Drip irrigation promotes seed germination.
The precise delivery of water has other advantages for overall plant health.
This irrigation method improves seed germination so more plants grow and money isn’t wasted on re-seeding the ground.
You may add the fertilizer through drip irrigation
Yet another benefit is that fertilizer treatments can be added to the water to deliver nutrients to the plant roots where they are most needed. This prevents the desired nutrients from being leached away in the soil, and the fertilizer stays where it is meant to go instead of getting into groundwater sources.
Cons to drip irrigation
Having listed the benefits, we will now discuss the possible maintenance, cost, and general considerations and disadvantages when using the drip irrigation system.
Drip irrigation may be pricey to install
The main con to a drip irrigation system is that it can be a bit pricey to install, especially when a large area of ground needs to be covered.
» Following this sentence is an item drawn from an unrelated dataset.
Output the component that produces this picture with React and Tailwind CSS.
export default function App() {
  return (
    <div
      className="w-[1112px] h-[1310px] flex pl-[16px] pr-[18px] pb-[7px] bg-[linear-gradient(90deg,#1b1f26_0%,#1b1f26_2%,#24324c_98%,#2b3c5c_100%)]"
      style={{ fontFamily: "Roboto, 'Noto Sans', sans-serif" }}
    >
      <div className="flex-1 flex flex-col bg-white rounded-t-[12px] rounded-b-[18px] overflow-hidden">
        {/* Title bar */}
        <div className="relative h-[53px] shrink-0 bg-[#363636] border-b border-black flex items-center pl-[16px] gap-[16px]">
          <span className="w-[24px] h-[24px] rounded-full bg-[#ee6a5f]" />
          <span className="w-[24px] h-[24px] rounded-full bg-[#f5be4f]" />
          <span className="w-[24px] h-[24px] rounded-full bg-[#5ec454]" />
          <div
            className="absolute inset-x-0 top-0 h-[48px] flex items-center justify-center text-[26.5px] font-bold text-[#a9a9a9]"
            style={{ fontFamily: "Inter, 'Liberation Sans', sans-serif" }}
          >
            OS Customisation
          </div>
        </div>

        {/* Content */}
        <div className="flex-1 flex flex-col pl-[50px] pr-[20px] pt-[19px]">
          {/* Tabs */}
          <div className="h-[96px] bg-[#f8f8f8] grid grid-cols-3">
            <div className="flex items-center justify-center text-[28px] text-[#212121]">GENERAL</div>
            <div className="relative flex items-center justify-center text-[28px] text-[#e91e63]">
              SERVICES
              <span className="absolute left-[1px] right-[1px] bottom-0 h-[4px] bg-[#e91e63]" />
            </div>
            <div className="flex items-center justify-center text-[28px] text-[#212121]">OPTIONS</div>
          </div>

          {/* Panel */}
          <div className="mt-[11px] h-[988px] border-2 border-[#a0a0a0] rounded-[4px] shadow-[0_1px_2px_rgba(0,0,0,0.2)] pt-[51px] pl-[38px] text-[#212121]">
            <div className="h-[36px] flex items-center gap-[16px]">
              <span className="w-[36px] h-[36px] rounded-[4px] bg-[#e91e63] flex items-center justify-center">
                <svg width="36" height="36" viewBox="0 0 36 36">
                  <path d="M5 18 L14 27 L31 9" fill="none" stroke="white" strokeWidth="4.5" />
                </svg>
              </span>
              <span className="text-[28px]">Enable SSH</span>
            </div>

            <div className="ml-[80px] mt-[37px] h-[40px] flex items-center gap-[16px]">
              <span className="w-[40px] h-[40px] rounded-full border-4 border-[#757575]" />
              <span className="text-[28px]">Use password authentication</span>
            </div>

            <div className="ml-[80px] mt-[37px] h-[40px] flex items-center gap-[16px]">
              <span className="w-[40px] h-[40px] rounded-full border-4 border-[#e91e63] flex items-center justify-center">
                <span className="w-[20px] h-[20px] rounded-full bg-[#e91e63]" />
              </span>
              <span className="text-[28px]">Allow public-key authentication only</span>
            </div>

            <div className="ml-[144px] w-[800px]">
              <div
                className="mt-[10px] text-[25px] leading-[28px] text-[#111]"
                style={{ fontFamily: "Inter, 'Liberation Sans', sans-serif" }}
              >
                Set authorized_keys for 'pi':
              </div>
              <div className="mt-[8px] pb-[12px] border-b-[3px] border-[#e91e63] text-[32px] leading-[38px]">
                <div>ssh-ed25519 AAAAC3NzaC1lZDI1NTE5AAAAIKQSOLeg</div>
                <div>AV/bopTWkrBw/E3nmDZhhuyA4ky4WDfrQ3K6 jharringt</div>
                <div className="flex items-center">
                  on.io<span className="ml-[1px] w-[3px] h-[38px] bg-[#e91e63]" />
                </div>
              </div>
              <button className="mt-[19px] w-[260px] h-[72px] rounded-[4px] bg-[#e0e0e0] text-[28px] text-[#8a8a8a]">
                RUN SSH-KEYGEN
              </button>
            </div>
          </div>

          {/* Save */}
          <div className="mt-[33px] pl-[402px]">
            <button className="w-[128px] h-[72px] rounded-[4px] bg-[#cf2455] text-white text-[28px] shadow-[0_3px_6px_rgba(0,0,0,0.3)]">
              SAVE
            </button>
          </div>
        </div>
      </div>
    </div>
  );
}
The labor to get everything ready also takes a good deal of time.
Leaks may also happen when using Drip Irrigation.
There is also the risk of leaks in the tubing that insects and rodents cause.
Unfortunately, that is just something that happens, and not much can be done to prevent it aside from taking proactive measures to keep your fields free of pests and doing regular checks to ensure none have taken up residence.
Even a mower that gets too close can nick the tubes and cause leaks and problems with water delivery.
Clogging takes place when using Drip irrigation.
The tubes and emitters can also become clogged, requiring regular maintenance to inspect the lines for problems. Removing the tubing during the winter and months when they are not in use helps prevent damage and clogs.
Even with these drawbacks, drip irrigation can save time and money once it is in place. The lower pressure of these water delivery systems results in decreased energy bills. Targeted use of water and nutrient treatments also contributes to lowered costs.
Conclusion on Drip Irrigation and its types
With a method like a drip irrigation, much of the manual work, planning, and worry is removed, and guesswork is reduced. A more sophisticated watering system means better solutions to problems and healthier plants. Researchers have also tried to make a more efficient version, specifically having fixed water suction and testing on tomato plants (source).
With that said, whether you are an avid gardener, the owner and operator of a plant nursery, or a farmer that tends to many fields full of crops, a drip irrigation system can make the difference between sparse plants and failed crops, and a sea of vibrant green plant life that is supported and encouraged to grow in the best way possible.